Last November, the council members bugged him again, so he decided to start going to meetings.

“The longer I went to meetings,” he said, “the more enthused I got about going.”

Campbell said one of the most important issues to him is planning for the growth of the city, which encompasses such considerations as infrastructure improvements and traffic. And he’s also concerned about education, though the city council doesn’t have much direct effect on schools.

Though he’s never run for public office, Campbell said his work in the Navy, in business and in the community make him the right man for the job.

Campbell retired from the Navy as chief petty officer. Afterward, he went to work for Lockheed Martin Missile Systems.

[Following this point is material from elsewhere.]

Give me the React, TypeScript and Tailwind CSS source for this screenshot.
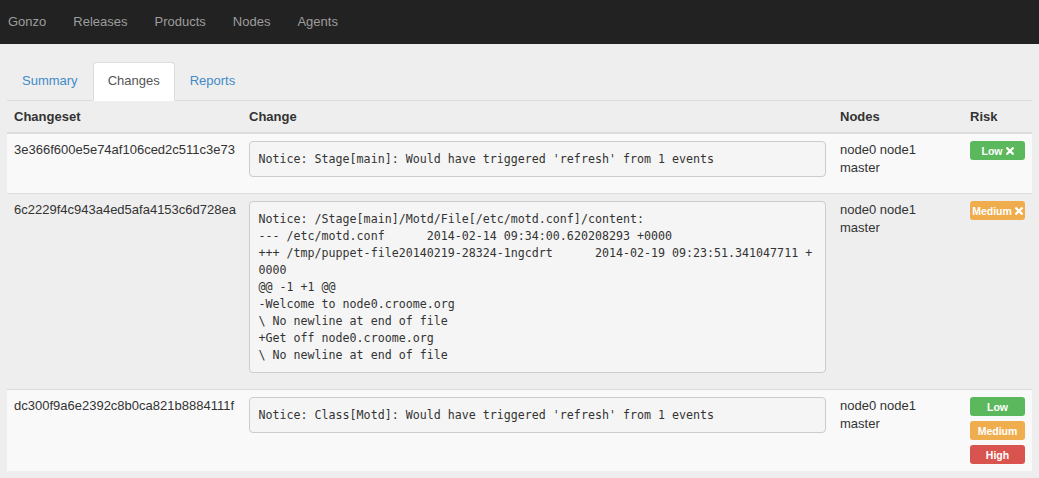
import React from 'react'

type Risk = 'low' | 'medium' | 'high'

interface Change {
  id: string
  text: string
  nodes: string
  risks: { level: Risk; removable: boolean }[]
}

const motdDiff = [
  'Notice: /Stage[main]/Motd/File[/etc/motd.conf]/content:',
  '--- /etc/motd.conf\t2014-02-14 09:34:00.620208293 +0000',
  '+++ /tmp/puppet-file20140219-28324-1ngcdrt\t2014-02-19 09:23:51.341047711 +',
  '0000',
  '@@ -1 +1 @@',
  '-Welcome to node0.croome.org',
  '\\ No newline at end of file',
  '+Get off node0.croome.org',
  '\\ No newline at end of file',
].join('\n')

const changes: Change[] = [
  {
    id: '3e366f600e5e74af106ced2c511c3e73',
    text: "Notice: Stage[main]: Would have triggered 'refresh' from 1 events",
    nodes: 'node0 node1 master',
    risks: [{ level: 'low', removable: true }],
  },
  {
    id: '6c2229f4c943a4ed5afa4153c6d728ea',
    text: motdDiff,
    nodes: 'node0 node1 master',
    risks: [{ level: 'medium', removable: true }],
  },
  {
    id: 'dc300f9a6e2392c8b0ca821b8884111f',
    text: "Notice: Class[Motd]: Would have triggered 'refresh' from 1 events",
    nodes: 'node0 node1 master',
    risks: [
      { level: 'low', removable: false },
      { level: 'medium', removable: false },
      { level: 'high', removable: false },
    ],
  },
]

const riskStyles: Record<Risk, string> = {
  low: 'bg-[#5cb85c]',
  medium: 'bg-[#f0ad4e]',
  high: 'bg-[#d9534f]',
}

const riskNames: Record<Risk, string> = {
  low: 'Low',
  medium: 'Medium',
  high: 'High',
}

function RemoveIcon() {
  return (
    <svg width="8" height="8" viewBox="0 0 8 8" className="ml-[3px] inline-block">
      <path d="M1.2 1.2 L6.8 6.8 M6.8 1.2 L1.2 6.8" stroke="white" strokeWidth="2.3" strokeLinecap="round" />
    </svg>
  )
}

function RiskLabel({ level, removable }: { level: Risk; removable: boolean }) {
  return (
    <div
      className={`flex h-[19px] items-center justify-center rounded-[3px] text-[10.5px] font-bold text-white ${riskStyles[level]}`}
    >
      {riskNames[level]}
      {removable && <RemoveIcon />}
    </div>
  )
}

const navItems = ['Gonzo', 'Releases', 'Products', 'Nodes', 'Agents']
const tabs = ['Summary', 'Changes', 'Reports']

export default function App() {
  return (
    <div className="min-h-[478px] bg-[#eeeeee] font-['Liberation_Sans',Arial,sans-serif] text-[13px] leading-[18px] text-[#333]">
      {/* Navbar */}
      <div className="flex h-[44px] items-center gap-[27px] bg-[#222] pl-[8px] text-[#9d9d9d]">
        {navItems.map((item) => (
          <span key={item}>{item}</span>
        ))}
      </div>

      <div className="px-[7px]">
        {/* Tabs */}
        <ul className="mt-[18px] flex border-b border-[#ddd]">
          {tabs.map((tab) => {
            const active = tab === 'Changes'
            return (
              <li key={tab} className="-mb-px">
                <a
                  className={`block rounded-t-[4px] border px-[14px] pt-[9px] pb-[10px] ${
                    active
                      ? 'border-[#ddd] border-b-transparent bg-white text-[#555]'
                      : 'border-transparent text-[#428bca]'
                  }`}
                >
                  {tab}
                </a>
              </li>
            )
          })}
        </ul>

        {/* Changes table */}
        <table className="w-[1025px] table-fixed">
          <thead>
            <tr className="text-left font-bold">
              <th className="w-[235px] border-b-2 border-[#ddd] px-[7px] pt-[7px] pb-[6px]">Changeset</th>
              <th className="w-[591px] border-b-2 border-[#ddd] px-[7px] pt-[7px] pb-[6px]">Change</th>
              <th className="w-[130px] border-b-2 border-[#ddd] px-[7px] pt-[7px] pb-[6px]">Nodes</th>
              <th className="w-[69px] border-b-2 border-[#ddd] px-[7px] pt-[7px] pb-[6px]">Risk</th>
            </tr>
          </thead>
          <tbody>
            {changes.map((change, i) => (
              <tr key={change.id} className={i % 2 === 0 ? 'bg-[#f9f9f9]' : ''}>
                <td className="border-t border-[#ddd] px-[7px] pt-[7px] pb-[7px] align-top whitespace-nowrap">
                  {change.id}
                </td>
                <td className="border-t border-[#ddd] px-[7px] pt-[7px] pb-[7px] align-top">
                  <pre className="mb-[9px] rounded-[4px] border border-[#ccc] bg-[#f5f5f5] px-[8.5px] py-[8.5px] font-['DejaVu_Sans_Mono',Menlo,monospace] text-[11.65px] leading-[17px] whitespace-pre text-[#333] [tab-size:8]">
                    {change.text}
                  </pre>
                </td>
                <td className="border-t border-[#ddd] px-[7px] pt-[7px] pb-[7px] align-top">{change.nodes}</td>
                <td className="border-t border-[#ddd] px-[7px] pt-[7px] pb-[7px] align-top">
                  <div className="flex flex-col gap-[5px]">
                    {change.risks.map((r) => (
                      <RiskLabel key={r.level} level={r.level} removable={r.removable} />
                    ))}
                  </div>
                </td>
              </tr>
            ))}
          </tbody>
        </table>
      </div>
    </div>
  )
}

He was hired as an engineer, but also worked as a project manager on a multi-million dollar project at the Bangor submarine base; acted as a liaison in Washington, D.C. to the U.S. Navy for the Trident Missile Program; and was as senior manager and liaison to the Royal Navy in Helensburgh, Scotland.

After his second retirement, Campbell and his wife, Bethany, moved to Oak Harbor in 2000. They had five children between them, including a son who died in 1997.

On Whidbey, Campbell divides his time between the golf course and community activities. He’s on the board of the United Way, is a member of the Navy League and attends Family Bible Church.

He’s also been active in politics. He was the campaign manager for the Republican Island County Commissioner Bill Byrd and worked on the campaign for state Rep. Barbara Bailey, a Republican from Oak Harbor.

An affable man and adept small talker, Campbell also said he has the right demeanor for politics.

“I have an open mind,” he said. “It’s easy for me to talk to people and I’m willing to listen.”